| GOAL OF THE EXERCISE |
Repeat the lines below exactly as they appear, but leave out the images.
[start of DATA SECTION]
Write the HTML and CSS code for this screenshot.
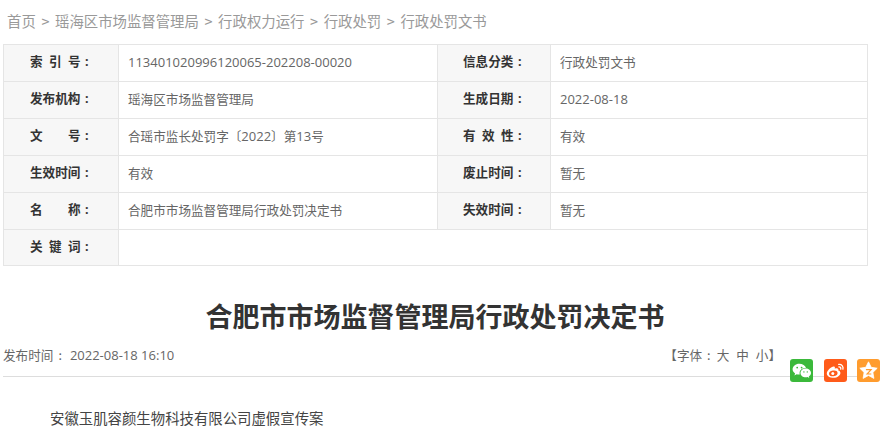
FILE: index.html
```html
<!DOCTYPE html>
<html lang="zh-CN">
<head>
<meta charset="utf-8">
<title>合肥市市场监督管理局行政处罚决定书</title>
<link rel="stylesheet" href="styles.css">
</head>
<body>
<nav class="crumbs">
  <a>首页</a><i>&gt;</i><a>瑶海区市场监督管理局</a><i>&gt;</i><a>行政权力运行</a><i>&gt;</i><a>行政处罚</a><i>&gt;</i><a>行政处罚文书</a>
</nav>
<table class="info">
  <colgroup><col class="c1"><col class="c2"><col class="c3"><col class="c4"></colgroup>
  <tr>
    <th><span class="s3">索引</span>号<span class="colon">:</span></th><td><span class="num">113401020996120065-202208-00020</span></td>
    <th>信息分类<span class="colon">:</span></th><td>行政处罚文书</td>
  </tr>
  <tr>
    <th>发布机构<span class="colon">:</span></th><td>瑶海区市场监督管理局</td>
    <th>生成日期<span class="colon">:</span></th><td><span class="num">2022-08-18</span></td>
  </tr>
  <tr>
    <th><span class="s2">文</span>号<span class="colon">:</span></th><td>合瑶市监长处罚字〔<span class="num">2022</span>〕第<span class="num">13</span>号</td>
    <th><span class="s3">有效</span>性<span class="colon">:</span></th><td>有效</td>
  </tr>
  <tr>
    <th>生效时间<span class="colon">:</span></th><td>有效</td>
    <th>废止时间<span class="colon">:</span></th><td>暂无</td>
  </tr>
  <tr>
    <th><span class="s2">名</span>称<span class="colon">:</span></th><td>合肥市市场监督管理局行政处罚决定书</td>
    <th>失效时间<span class="colon">:</span></th><td>暂无</td>
  </tr>
  <tr class="last">
    <th><span class="s3">关键</span>词<span class="colon">:</span></th><td colspan="3"></td>
  </tr>
</table>
<h1 class="title">合肥市市场监督管理局行政处罚决定书</h1>
<div class="meta">
  <span>发布时间<span class="sep">:</span><span class="num">2022-08-18 16:10</span></span>
  <span class="size">【字体<span class="sep2">:</span>大<b>中</b><b>小</b>】</span>
  <div class="share">
    <svg class="ico wx" viewBox="0 0 23 23"><path d="M9.300 4.800C5.500 4.800 2.600 7.300 2.600 10.300c0 1.700.9 3.100 2.500 4.200l-.7 2 2.300-1.200c.8.200 1.500.3 2.400.3h.7a5 5 0 0 1-.2-1.400c0-2.900 2.500-5.100 5.800-5.100h.6C15.300 6.600 12.600 4.800 9.300 4.800z" fill="#fff"/><path d="M21 13.900c0-2.400-2.400-4.400-5.200-4.400-3 0-5.300 2-5.300 4.400s2.300 4.400 5.300 4.400c.6 0 1.200-.1 1.800-.3l1.700 1-.5-1.600c1.300-.9 2.200-2.200 2.200-3.500z" fill="#fff"/><circle cx="7.200" cy="8.600" r=".9" fill="#3bb93b"/><circle cx="11.600" cy="8.600" r=".9" fill="#3bb93b"/><circle cx="13.900" cy="12.900" r=".7" fill="#3bb93b"/><circle cx="17.300" cy="12.900" r=".7" fill="#3bb93b"/></svg>
    <svg class="ico wb" viewBox="0 0 23 23"><path d="M9.700 18.800c-3.700 0-6.900-1.800-6.900-4.400 0-1.400.9-3 2.400-4.500 2.100-2.100 4.500-3 5.400-2.100.4.400.4 1.100.2 1.900 1.400-.5 2.900-.6 3.400.2.300.4.300 1 0 1.700 1.300.4 2.200 1.100 2.200 2.300 0 2.400-3.100 4.900-6.700 4.900z" fill="#fff"/><ellipse cx="9.300" cy="14.400" rx="4.300" ry="2.900" fill="#ff5b1a" transform="rotate(-8 9.300 14.400)"/><circle cx="8.800" cy="14.500" r="1.500" fill="#fff"/><path d="M14.700 5.400c2.800-.5 5 2 4.200 4.800M14.900 7.900c1.300-.2 2.300 1 1.800 2.300" fill="none" stroke="#fff" stroke-width="1.300" stroke-linecap="round"/></svg>
    <svg class="ico fav" viewBox="0 0 23 23"><path d="M11.500 2.800l2.700 5.500 6 .9-4.300 4.200 1 6-5.400-2.900-5.400 2.900 1-6-4.300-4.200 6-.9z" fill="#fff" stroke="#fff" stroke-width=".8" stroke-linejoin="round"/><path d="M8.900 10.600h5.200l-4 4.400h4.200" fill="none" stroke="#ff9c2e" stroke-width="1.200"/></svg>
  </div>
</div>
<p class="body">安徽玉肌容颜生物科技有限公司虚假宣传案</p>
</body>
</html>
```

FILE: styles.css
```css
html, body { margin: 0; padding: 0; }
body {
  width: 886px;
  height: 433px;
  overflow: hidden;
  background: #fff;
  font-family: "Noto Sans CJK SC", "Noto Sans", sans-serif;
  color: #666;
}
.crumbs {
  display: flex;
  align-items: center;
  height: 40px;
  margin-bottom: 4px;
  padding-left: 7px;
  box-sizing: border-box;
  font-size: 14.4px;
  color: #999;
}
.crumbs i { font-style: normal; margin: 0 5.6px; }
.info {
  margin-left: 3px;
  width: 865px;
  table-layout: fixed;
  border-collapse: collapse;
  font-size: 12.6px;
}
.c1 { width: 115px; }
.c2 { width: 319px; }
.c3 { width: 113px; }
.info th, .info td {
  height: 33px;
  padding: 0 0 3px;
  border: 1px solid #e5e5e5;
  line-height: 18px;
  text-align: left;
}
.last th, .last td { height: 32px; }
.info th {
  padding-left: 26px;
  background: #f7f7f7;
  color: #333;
  font-weight: 700;
}
.info th:nth-child(3) { padding-left: 25px; }
.info td { padding-left: 9px; color: #666; }
.num { font-family: "Open Sans", "Noto Sans", sans-serif; font-size: 13px; }
.s3 { letter-spacing: 6.4px; }
.s2 { letter-spacing: 25.4px; }
.colon { margin-left: 4.5px; font-family: "Noto Sans", sans-serif; }
.title {
  margin: 17px 0 0;
  text-align: center;
  font-size: 27px;
  line-height: 65px;
  font-weight: 700;
  color: #333;
  padding-right: 16px;
}
.meta {
  position: relative;
  display: flex;
  justify-content: space-between;
  margin: -3px 18px 0 3px;
  width: 865px;
  height: 32px;
  padding-right: 87px;
  box-sizing: border-box;
  border-bottom: 1px solid #ddd;
  font-size: 12.6px;
  line-height: 20px;
  color: #666;
}
.sep { margin: 0 8px 0 5px; }
.sep2 { margin: 0 6px 0 5px; }
.size b { font-weight: 400; margin-left: 7px; }
.share {
  position: absolute;
  left: 787px;
  top: 14px;
  display: flex;
  gap: 10.500px;
}
.ico { width: 23px; height: 23px; border-radius: 3px; display: block; }
.wx { background: #3bb93b; }
.wb { background: #ff5b1a; }
.fav { background: #ff9c2e; }
.body {
  margin: 31px 0 0 50px;
  font-size: 14.4px;
  line-height: 20px;
  color: #444;
}
```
[end of DATA SECTION]
| OUTPUT FOR THIS EXERCISE |
Write the HTML and CSS code for this screenshot.
FILE: index.html
```html
<!DOCTYPE html>
<html lang="zh-CN">
<head>
<meta charset="utf-8">
<title>合肥市市场监督管理局行政处罚决定书</title>
<link rel="stylesheet" href="styles.css">
</head>
<body>
<nav class="crumbs">
  <a>首页</a><i>&gt;</i><a>瑶海区市场监督管理局</a><i>&gt;</i><a>行政权力运行</a><i>&gt;</i><a>行政处罚</a><i>&gt;</i><a>行政处罚文书</a>
</nav>
<table class="info">
  <colgroup><col class="c1"><col class="c2"><col class="c3"><col class="c4"></colgroup>
  <tr>
    <th><span class="s3">索引</span>号<span class="colon">:</span></th><td><span class="num">113401020996120065-202208-00020</span></td>
    <th>信息分类<span class="colon">:</span></th><td>行政处罚文书</td>
  </tr>
  <tr>
    <th>发布机构<span class="colon">:</span></th><td>瑶海区市场监督管理局</td>
    <th>生成日期<span class="colon">:</span></th><td><span class="num">2022-08-18</span></td>
  </tr>
  <tr>
    <th><span class="s2">文</span>号<span class="colon">:</span></th><td>合瑶市监长处罚字〔<span class="num">2022</span>〕第<span class="num">13</span>号</td>
    <th><span class="s3">有效</span>性<span class="colon">:</span></th><td>有效</td>
  </tr>
  <tr>
    <th>生效时间<span class="colon">:</span></th><td>有效</td>
    <th>废止时间<span class="colon">:</span></th><td>暂无</td>
  </tr>
  <tr>
    <th><span class="s2">名</span>称<span class="colon">:</span></th><td>合肥市市场监督管理局行政处罚决定书</td>
    <th>失效时间<span class="colon">:</span></th><td>暂无</td>
  </tr>
  <tr class="last">
    <th><span class="s3">关键</span>词<span class="colon">:</span></th><td colspan="3"></td>
  </tr>
</table>
<h1 class="title">合肥市市场监督管理局行政处罚决定书</h1>
<div class="meta">
  <span>发布时间<span class="sep">:</span><span class="num">2022-08-18 16:10</span></span>
  <span class="size">【字体<span class="sep2">:</span>大<b>中</b><b>小</b>】</span>
  <div class="share">
    <svg class="ico wx" viewBox="0 0 23 23"><path d="M9.300 4.800C5.500 4.800 2.600 7.300 2.600 10.300c0 1.700.9 3.100 2.500 4.200l-.7 2 2.300-1.200c.8.200 1.500.3 2.400.3h.7a5 5 0 0 1-.2-1.400c0-2.900 2.500-5.100 5.800-5.100h.6C15.300 6.600 12.600 4.800 9.300 4.800z" fill="#fff"/><path d="M21 13.900c0-2.400-2.400-4.400-5.200-4.400-3 0-5.300 2-5.300 4.400s2.300 4.400 5.300 4.400c.6 0 1.200-.1 1.800-.3l1.700 1-.5-1.600c1.300-.9 2.200-2.200 2.200-3.500z" fill="#fff"/><circle cx="7.200" cy="8.600" r=".9" fill="#3bb93b"/><circle cx="11.600" cy="8.600" r=".9" fill="#3bb93b"/><circle cx="13.900" cy="12.900" r=".7" fill="#3bb93b"/><circle cx="17.300" cy="12.900" r=".7" fill="#3bb93b"/></svg>
    <svg class="ico wb" viewBox="0 0 23 23"><path d="M9.700 18.800c-3.700 0-6.900-1.800-6.900-4.400 0-1.400.9-3 2.400-4.500 2.100-2.100 4.500-3 5.400-2.100.4.400.4 1.100.2 1.900 1.400-.5 2.900-.6 3.400.2.300.4.300 1 0 1.700 1.300.4 2.200 1.100 2.200 2.300 0 2.400-3.100 4.900-6.700 4.900z" fill="#fff"/><ellipse cx="9.300" cy="14.400" rx="4.300" ry="2.900" fill="#ff5b1a" transform="rotate(-8 9.300 14.400)"/><circle cx="8.800" cy="14.500" r="1.500" fill="#fff"/><path d="M14.700 5.400c2.800-.5 5 2 4.200 4.800M14.900 7.900c1.300-.2 2.300 1 1.800 2.300" fill="none" stroke="#fff" stroke-width="1.300" stroke-linecap="round"/></svg>
    <svg class="ico fav" viewBox="0 0 23 23"><path d="M11.500 2.800l2.700 5.500 6 .9-4.300 4.200 1 6-5.400-2.900-5.400 2.900 1-6-4.300-4.200 6-.9z" fill="#fff" stroke="#fff" stroke-width=".8" stroke-linejoin="round"/><path d="M8.900 10.600h5.200l-4 4.400h4.200" fill="none" stroke="#ff9c2e" stroke-width="1.200"/></svg>
  </div>
</div>
<p class="body">安徽玉肌容颜生物科技有限公司虚假宣传案</p>
</body>
</html>
```

FILE: styles.css
```css
html, body { margin: 0; padding: 0; }
body {
  width: 886px;
  height: 433px;
  overflow: hidden;
  background: #fff;
  font-family: "Noto Sans CJK SC", "Noto Sans", sans-serif;
  color: #666;
}
.crumbs {
  display: flex;
  align-items: center;
  height: 40px;
  margin-bottom: 4px;
  padding-left: 7px;
  box-sizing: border-box;
  font-size: 14.4px;
  color: #999;
}
.crumbs i { font-style: normal; margin: 0 5.6px; }
.info {
  margin-left: 3px;
  width: 865px;
  table-layout: fixed;
  border-collapse: collapse;
  font-size: 12.6px;
}
.c1 { width: 115px; }
.c2 { width: 319px; }
.c3 { width: 113px; }
.info th, .info td {
  height: 33px;
  padding: 0 0 3px;
  border: 1px solid #e5e5e5;
  line-height: 18px;
  text-align: left;
}
.last th, .last td { height: 32px; }
.info th {
  padding-left: 26px;
  background: #f7f7f7;
  color: #333;
  font-weight: 700;
}
.info th:nth-child(3) { padding-left: 25px; }
.info td { padding-left: 9px; color: #666; }
.num { font-family: "Open Sans", "Noto Sans", sans-serif; font-size: 13px; }
.s3 { letter-spacing: 6.4px; }
.s2 { letter-spacing: 25.4px; }
.colon { margin-left: 4.5px; font-family: "Noto Sans", sans-serif; }
.title {
  margin: 17px 0 0;
  text-align: center;
  font-size: 27px;
  line-height: 65px;
  font-weight: 700;
  color: #333;
  padding-right: 16px;
}
.meta {
  position: relative;
  display: flex;
  justify-content: space-between;
  margin: -3px 18px 0 3px;
  width: 865px;
  height: 32px;
  padding-right: 87px;
  box-sizing: border-box;
  border-bottom: 1px solid #ddd;
  font-size: 12.6px;
  line-height: 20px;
  color: #666;
}
.sep { margin: 0 8px 0 5px; }
.sep2 { margin: 0 6px 0 5px; }
.size b { font-weight: 400; margin-left: 7px; }
.share {
  position: absolute;
  left: 787px;
  top: 14px;
  display: flex;
  gap: 10.500px;
}
.ico { width: 23px; height: 23px; border-radius: 3px; display: block; }
.wx { background: #3bb93b; }
.wb { background: #ff5b1a; }
.fav { background: #ff9c2e; }
.body {
  margin: 31px 0 0 50px;
  font-size: 14.4px;
  line-height: 20px;
  color: #444;
}
```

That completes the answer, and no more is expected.